First media timeout: American 6, UVA 5, 15:53/1st
Virginia is back to running the mover/blocker crap, with predictable results: a shot-clock violation on the first possession, a backcourt turnover on the third.
Second media timeout: UVA 12, American 11, 11:37/1st
This game has trap game written all over it. Decent crowd, but quiet as a church service.
Nine days until the next game.
The kids probably have the van packed to get home for Christmas.
Third media timeout: UVA 19, American 13, 6:56/1st
American is running a basic zone D, and Sanchez doesn’t seem to have figured it out.
Tony’s teams always killed zones with the simple insertion of a forward flashing in the area just inside the foul line to be the pivot – for either kickout passes to the perimeter, drop downs to guys attacking the basket from the baseline, or dribble-drives from the baseline.
We’re seeing nothing resembling that here.
Fourth media timeout: UVA 23, American 18, 3:56/1st
I don’t know what UVA gets out of playing this game. You don’t get better playing a Patriot League team this late in the nonconference schedule.
The only thing that can happen here is, you lose.
Half: UVA 32, American 28
Analysis: This game feels like two teams scrimmaging.
Virginia is shooting 48.1 percent (13-of-27): 4-of-11 from three, 3-of-8 at the rim, 6-of-8 on midrange twos.
The shooting from midrange will not continue. That’s an outlier.
American is 9-of-23 from the floor, but 5-of-12 from three.
American is 32.6 percent from three on the season.
That good shooting from three will not continue.
Virginia has struggled against the zone, and isn’t good around the basket.
Second half
UVA timeout: ‘Hoos lead 34-33, 17:15/2nd
Nobody picked up Colin Smalls on the secondary break, and he made the widest-open three you will see.
That’s what precipitated the Sanchez timeout.
Second media timeout: American 41, UVA 37, 11:43/2nd
Virginia is 2-of-9 from the floor in the second half: 1-of-4 from three, 1-of-4 at the rim.
American, from the Patriot League, has held Virginia to 4-of-12 shooting at the rim.
Third media timeout: American 47, UVA 42, 7:33/2nd
Nobody wants to shoot the ball.
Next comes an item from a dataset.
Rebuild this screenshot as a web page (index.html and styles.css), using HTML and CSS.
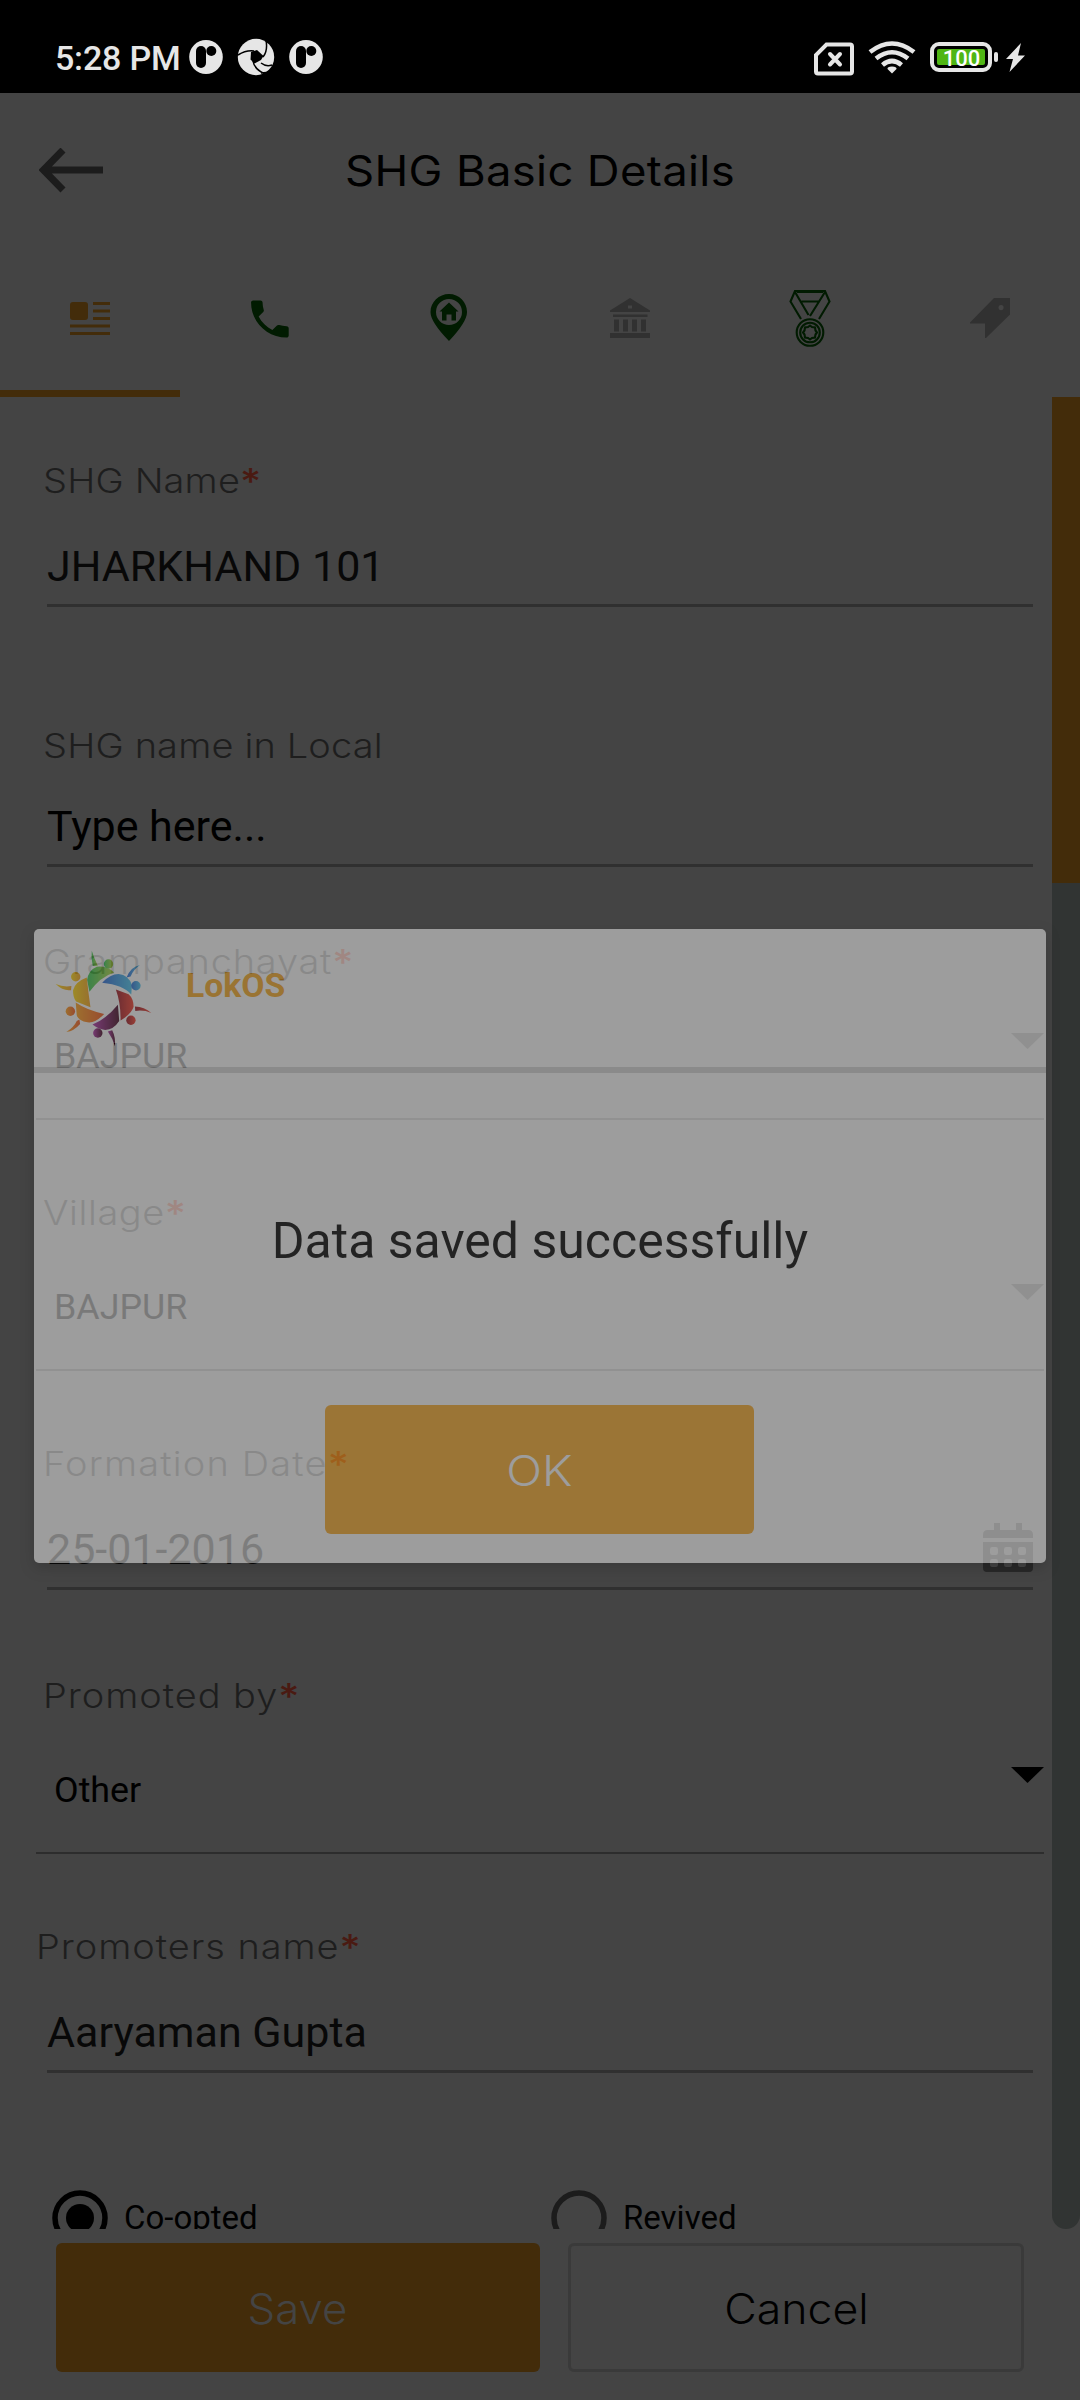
FILE: index.html
```html
<!DOCTYPE html>
<html lang="en">
<head>
<meta charset="utf-8">
<title>SHG Basic Details</title>
<link rel="stylesheet" href="styles.css">
</head>
<body>
<div class="phone">
  <div class="status">
    <span class="time">5:28 PM</span>
    <svg class="notes" width="136" height="40" viewBox="0 0 136 40">
      <g fill="#e6e6e6"><ellipse cx="17" cy="20" rx="16.8" ry="17"/><circle cx="67" cy="20" r="18.2"/><ellipse cx="117" cy="20" rx="16.8" ry="17"/></g>
      <g fill="#000"><rect x="7" y="9" width="10" height="22" rx="5"/><circle cx="22.300" cy="14" r="5"/><rect x="107" y="9" width="10" height="22" rx="5"/><circle cx="122.300" cy="14" r="5"/><path d="M62 15l6-2 6.500 6-2.500 4-6.500 3.500-4-4z"/></g>
      <g fill="none" stroke="#000" stroke-width="1.500"><path d="M49 18q8-5 16-4M77 3q2 11-3 17M83 28q-6 2-11-2M64 24q1 8 12 13M72 36q6 0 10-2"/></g>
    </svg>
    <svg class="system" width="214" height="40" viewBox="0 0 214 40">
      <path d="M12.500 7.500H36q2 0 2 2v25q0 2-2 2H4q-2 0-2-2V18z" fill="none" stroke="#e6e6e6" stroke-width="4"/>
      <path d="M16 17l10 10.500M26 17L16 27.500" stroke="#e6e6e6" stroke-width="4" stroke-linecap="round"/>
      <g fill="none" stroke="#e6e6e6" stroke-width="4.600"><path d="M56 15Q78 -2 100 15"/><path d="M62 21.500Q78 9 94 21.500"/><path d="M68.500 28Q78 20 87.500 28"/></g>
      <path d="M78 29.500q5 0 4.500 2.500L78 36.500 73.500 32q-.5-2.500 4.500-2.500z" fill="#e6e6e6"/>
      <rect x="118" y="7" width="58" height="26" rx="7" fill="none" stroke="#e6e6e6" stroke-width="4"/>
      <rect x="123" y="12" width="48" height="16" rx="2" fill="#4fb614"/>
      <rect x="180" y="15" width="4" height="10" rx="2" fill="#e6e6e6"/>
      <text x="147.500" y="29" class="charge">100</text>
      <path d="M207 6L192 22h7l-3.500 13L211 18.500h-7z" fill="#e6e6e6"/>
    </svg>
  </div>

  <header class="header">
    <svg class="back" width="66" height="46" viewBox="0 0 66 46"><path d="M64 22H6M24 2L4.500 22 24 42" fill="none" stroke="#1c1c1c" stroke-width="7"/></svg>
    <h1 class="title">SHG Basic Details</h1>
  </header>

  <nav class="tabs">
    <div class="tab tab-active"><svg class="icon" viewBox="0 0 60 60" fill="#432c0a"><rect x="10" y="14" width="18" height="18" rx="3"/><path d="M33 14h17v3H33zM33 21.500h17v3H33zM33 29h17v3H33zM10 36.500h40v3H10zM10 44h40v3H10z"/></svg></div>
    <div class="tab"><svg class="icon" viewBox="0 0 60 60" fill="#011b01"><path transform="translate(4.800 6.300) scale(2.090 2.060)" d="M6.620 10.790c1.440 2.830 3.760 5.140 6.590 6.590l2.200-2.200c.27-.27.67-.36 1.020-.24 1.120.37 2.330.57 3.570.57.55 0 1 .45 1 1V20c0 .55-.45 1-1 1-9.390 0-17-7.610-17-17 0-.55.45-1 1-1h3.500c.55 0 1 .45 1 1 0 1.250.2 2.450.57 3.570.11.35.03.74-.25 1.020l-2.200 2.200z"/></svg></div>
    <div class="tab"><svg class="icon" viewBox="0 0 60 60"><path fill="#011b01" fill-rule="evenodd" d="M29 6C39 6 47 14 47 24Q47 34 29 53Q10.500 34 10.500 24C10.500 14 19 6 29 6zM29 11A13 13 0 1 0 29 37A13 13 0 1 0 29 11z"/><path fill="#011b01" d="M29 14.500l9.500 9H36v9h-4.500v-6h-5v6H22v-9h-2.500z"/></svg></div>
    <div class="tab"><svg class="icon" viewBox="0 0 60 60" fill="#313131"><path fill-rule="evenodd" d="M30 10l20 12.500V24H10v-1.500zM28 17.500v3h4v-3zM13 26.500h34.500v2.500H13zM14 31.500h5v12h-5zM23 31.500h5v12h-5zM32 31.500h5v12h-5zM41 31.500h5v12h-5zM10 45h40v5H10z"/></svg></div>
    <div class="tab"><svg class="icon" viewBox="0 0 60 60" fill="none" stroke="#011b01" stroke-width="2.100"><path d="M21 31L10.500 13.500 15 3h30l4.500 10.500L39 31M15 4l13.500 23M45 4L30 28M21.500 13.500h17M17 4h26"/><circle cx="30" cy="44.500" r="13.300"/><circle cx="30" cy="44.500" r="9.800"/><path d="M30 37.500l2 1.500 3 .5.500 3 1.500 2-1.500 2-.5 3-3 .5-2 1.500-2-1.500-3-.5-.5-3-1.500-2 1.500-2 .5-3 3-.5z"/></svg></div>
    <div class="tab"><svg class="icon" viewBox="0 0 60 60" fill="#313131"><path fill-rule="evenodd" d="M34 10h16v16.500L26 50h-1V35.500H10V34.500zM41 17a2.600 2.600 0 1 0 .1 0z"/></svg></div>
  </nav>

  <main class="body">
    <form class="form">
      <div class="field first">
        <label class="label"><span class="w1">SHG Name</span><b class="star">*</b></label>
        <div class="input">JHARKHAND 101</div>
      </div>
      <div class="field second">
        <label class="label"><span class="w2">SHG name in Local</span></label>
        <div class="input hint">Type here...</div>
      </div>
      <div class="field third">
        <label class="label"><span class="w3">Grampanchayat</span><b class="star">*</b></label>
        <div class="select disabled"><span>BAJPUR</span><i class="caret"></i></div>
      </div>
      <div class="field">
        <label class="label"><span class="w4">Village</span><b class="star">*</b></label>
        <div class="select disabled"><span>BAJPUR</span><i class="caret"></i></div>
      </div>
      <div class="field">
        <label class="label"><span class="w5">Formation Date</span><b class="star">*</b></label>
        <div class="input date"><span>25-01-2016</span>
          <svg class="calendar" width="50" height="50" viewBox="0 0 50 50" fill="#282828"><path fill-rule="evenodd" d="M11 0h6v7h16V0h6v7h6q5 0 5 5v3H0v-3q0-5 5-5h6zM0 19h50v26q0 4-4 4H4q-4 0-4-4zM9 24q-2 0-2 2v4q0 2 2 2h4q2 0 2-2v-4q0-2-2-2zM23 24q-2 0-2 2v4q0 2 2 2h4q2 0 2-2v-4q0-2-2-2zM37 24q-2 0-2 2v4q0 2 2 2h4q2 0 2-2v-4q0-2-2-2zM9 36q-2 0-2 2v4q0 2 2 2h4q2 0 2-2v-4q0-2-2-2zM23 36q-2 0-2 2v4q0 2 2 2h4q2 0 2-2v-4q0-2-2-2zM37 36q-2 0-2 2v4q0 2 2 2h4q2 0 2-2v-4q0-2-2-2z"/></svg>
        </div>
      </div>
      <div class="field sixth">
        <label class="label"><span class="w6">Promoted by</span><b class="star">*</b></label>
        <div class="select"><span>Other</span><i class="caret"></i></div>
      </div>
      <div class="field">
        <label class="label outdent"><span class="w7">Promoters name</span><b class="star">*</b></label>
        <div class="input">Aaryaman Gupta</div>
      </div>
      <div class="radios">
        <div class="radio"><svg width="56" height="56" viewBox="0 0 56 56"><circle cx="28" cy="28" r="25" fill="none" stroke="#000" stroke-width="5.500"/><circle cx="28" cy="28" r="14" fill="#000"/></svg><span>Co-opted</span></div>
        <div class="radio"><svg width="56" height="56" viewBox="0 0 56 56"><circle cx="28" cy="28" r="25" fill="none" stroke="#1c1c1c" stroke-width="5.500"/></svg><span>Revived</span></div>
      </div>
    </form>
    <div class="track"><div class="thumb"></div></div>
  </main>

  <footer class="actions">
    <div class="button save"><span>Save</span></div>
    <div class="button cancel"><span>Cancel</span></div>
  </footer>

  <section class="dialog">
    <div class="dialog-head">
      <svg class="logo" width="97" height="97" viewBox="165 150 290 290">
        <defs>
          <linearGradient id="g"><stop offset="0" stop-color="#30c850"/><stop offset="1" stop-color="#b0d840"/></linearGradient>
          <linearGradient id="b"><stop offset="0" stop-color="#2868d8"/><stop offset="1" stop-color="#45c4ee"/></linearGradient>
          <linearGradient id="r"><stop offset="0" stop-color="#981420"/><stop offset="1" stop-color="#f83a28"/></linearGradient>
          <linearGradient id="p"><stop offset="0" stop-color="#b030a8"/><stop offset="1" stop-color="#40041c"/></linearGradient>
          <linearGradient id="o"><stop offset="0" stop-color="#ffa018"/><stop offset="1" stop-color="#f65418"/></linearGradient>
          <linearGradient id="y"><stop offset="0" stop-color="#ffd808"/><stop offset="1" stop-color="#f4a018"/></linearGradient>
        </defs>
        <g fill="url(#g)"><path d="M268 275L261 240Q265 210 290 200Q318 196 342 217Q300 230 268 275z"/><path d="M275 152Q282 175 293 197L278 198Q272 175 275 152z"/><circle cx="325" cy="192" r="14"/></g>
        <g fill="url(#b)"><path d="M306 248Q330 222 355 222Q385 225 395 255L393 283Q370 255 306 248z"/><path d="M419 195Q392 200 379 232L391 229Q400 208 419 195z"/><circle cx="407" cy="257" r="14"/></g>
        <g fill="url(#r)"><path d="M347 268L385 282Q400 295 400 320Q395 340 361 361Q362 310 347 268z"/><path d="M404 319L405 332Q430 328 453 338Q432 320 404 319z"/><circle cx="392" cy="360" r="14"/></g>
        <g fill="url(#p)"><path d="M353 314L357 362Q340 388 315 389Q295 387 277 373Q320 355 353 314z"/><path d="M323 394L336 390Q347 412 344 438Q338 415 323 394z"/><circle cx="293" cy="398" r="14"/></g>
        <g fill="url(#o)"><path d="M227 307Q260 330 312 341Q285 370 262 366Q235 362 230 345z"/><path d="M238 358L240 371Q222 392 199 395Q222 380 230 362z"/><circle cx="211" cy="333" r="14"/></g>
        <g fill="url(#y)"><path d="M260 232Q265 280 271 321L228 304Q218 290 219 270Q225 245 260 232z"/><path d="M214 258L213 270Q190 274 167 252Q190 262 214 258z"/><circle cx="227" cy="230" r="14"/></g>
      </svg>
      <strong class="brand">LokOS</strong>
    </div>
    <p class="message">Data saved successfully</p>
    <div class="button ok"><span>OK</span></div>
  </section>
</div>
</body>
</html>
```
FILE: styles.css
```css
* { box-sizing: border-box; }
body { margin: 0; background: #444; }
svg { display: block; flex: none; }

.phone {
  position: relative;
  width: 1080px;
  height: 2400px;
  display: flex;
  flex-direction: column;
  overflow: hidden;
  background: #444;
  color: #000;
  font-family: Roboto, "Liberation Sans", sans-serif;
}

.status {
  height: 93px;
  padding: 37px 52px 0 55px;
  display: flex;
  background: #000;
}
.time {
  width: 134px;
  line-height: 42px;
  font-size: 34px;
  font-weight: 500;
  letter-spacing: -0.200px;
  color: #e6e6e6;
  white-space: nowrap;
}
.system { margin-left: auto; }
.charge { font-size: 22px; font-weight: 500; fill: #fff; text-anchor: middle; }

.header {
  height: 153px;
  padding: 2px 39px 0;
  display: grid;
  grid-template-columns: 66px 1fr 66px;
  align-items: center;
}
.title {
  margin: 0;
  font: 400 41.700px/60px Inter, sans-serif;
  text-align: center;
  white-space: nowrap;
  letter-spacing: 0.300px;
  transform: scaleX(1.090);
}

.tabs { height: 151px; display: flex; }
.tab {
  flex: 1;
  padding-top: 42px;
  display: flex;
  justify-content: center;
  align-items: flex-start;
}
.tab-active { border-bottom: 7px solid #432c0a; }
.icon { width: 60px; height: 60px; }

.body { height: 1832px; display: flex; overflow: hidden; }
.form { flex: 1; height: 1832px; overflow: hidden; }
.track { width: 28px; background: #313433; border-radius: 0 0 14px 14px; }
.thumb { height: 486px; background: #432c0a; }

.field { padding: 71px 8px 0 36px; }
.first { padding-top: 62px; }
.second { padding-top: 117px; }
.third { padding-top: 73px; }
.sixth { padding-top: 84px; }

.label {
  display: flex;
  width: max-content;
  height: 44px;
  margin-left: 6.500px;
  font: 300 33.600px/44px Inter, sans-serif;
  color: #1e1e1e;
  white-space: nowrap;
  transform: scaleX(1.130);
  transform-origin: left;
}
.outdent { margin-left: 0; }
.star { font-size: 36px; font-weight: 500; color: #4a1a12; }
.w1 { letter-spacing: 0.150px; }
.w2 { letter-spacing: 0.150px; }
.w3 { letter-spacing: 0.700px; }
.w4 { letter-spacing: 0.500px; }
.w5 { letter-spacing: 1.050px; }
.w6 { letter-spacing: 0.850px; }
.w7 { letter-spacing: 0.850px; }

.input {
  height: 67px;
  margin: 37px 11px 0;
  border-bottom: 3px solid #303030;
  font-size: 43px;
  line-height: 52px;
  color: #080808;
  white-space: nowrap;
}
.hint { margin-top: 32px; color: #000; }
.date { display: flex; justify-content: space-between; }

.select {
  height: 87px;
  margin-top: 49px;
  padding: 1px 0 0 18px;
  display: flex;
  justify-content: space-between;
  border-bottom: 2px solid #2d2d2d;
  font-size: 35.800px;
  line-height: 44px;
}
.caret {
  width: 33px;
  height: 16px;
  margin-top: -1px;
  background: #000;
  clip-path: polygon(0 0, 100% 0, 50% 100%);
}
.disabled .caret { background: #2c2c2c; }

.radios { padding: 115px 0 0 52px; display: grid; grid-template-columns: 499px 1fr; }
.radio { display: flex; align-items: center; gap: 16px; font-size: 33px; line-height: 60px; height: 60px; }

.actions { height: 171px; padding: 14px 56px 28px; display: flex; gap: 28px; }
.button {
  display: flex;
  align-items: center;
  justify-content: center;
  height: 129px;
  padding-top: 2px;
  border-radius: 6px;
  font: 300 41.700px/60px Inter, sans-serif;
}
.save { width: 484px; background: #432c0a; color: #444; }
.save span { transform: scaleX(1.050); }
.cancel { width: 456px; border: 3px solid #3a3a3a; }
.cancel span { transform: scaleX(1.070); }

.dialog {
  position: absolute;
  left: 34px;
  top: 929px;
  width: 1012px;
  height: 634px;
  display: flex;
  flex-direction: column;
  align-items: center;
  background: #fff;
  border-radius: 5px;
  box-shadow: 0 5px 14px rgba(0, 0, 0, .3);
  opacity: .476;
}
.dialog-head {
  align-self: stretch;
  height: 144px;
  padding: 21px 21px 0;
  display: flex;
  border-bottom: 6px solid #d8d8d8;
}
.brand { margin: 15px 0 0 34px; font-size: 33.700px; line-height: 42px; color: #faa922; }
.message { margin: 138px 0 0; font-size: 50px; line-height: 60px; white-space: nowrap; }
.ok { width: 429px; margin: 134px 2px 0 0; background: #fcac28; color: #fff; }
.ok span { transform: scaleX(1.130); }
```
Nobody is trying to touch the paint.
Sanchez has nothing in terms of adjustments.
American, 261st in KenPom in adjusted defense, has held Virginia to 42 points in 33 minutes.
Think of it this way, though: I get the next nine days to write about the pool of potential new coaches.
American timeout: UVA 49, American 47, 5:44/2nd
A McKneely three, a Cofie driving layup, and a backdoor pass from Cofie to Murray.
Final media timeout: American 51, UVA 49, 3:58/2nd
Virginia is 7-of-18 from three and 7-of-17 at the rim.
Again, against the 261st-ranked D in the country.
American timeout: UVA 56, American 51, 1:45/2nd
Another 7-0 run: a Rohde jumper on a jumbled offensive set, a nice high-low pass from Cofie to Saunders for a layup, a fast-break three on a dish from Cofie to Murray.
Final: UVA 63, American 58
Virginia closed the game out going 7-of-8 at the line in the final 24 seconds.
Don’t say I didn’t warn you that this one had trap game written all over it.
American should have won this game.
Credit to the Virginia kids for, in the moment, gutting it out.
The offense got better down the stretch: 8-of-14 from the floor, 3-of-4 from three, 4-of-6 at the rim, in the final 11:14.
The defense forced six straight American misses from the 5:02 mark until 10 seconds to go.
It’s a win: not one that will make a difference in the grand scheme.
Better than a loss.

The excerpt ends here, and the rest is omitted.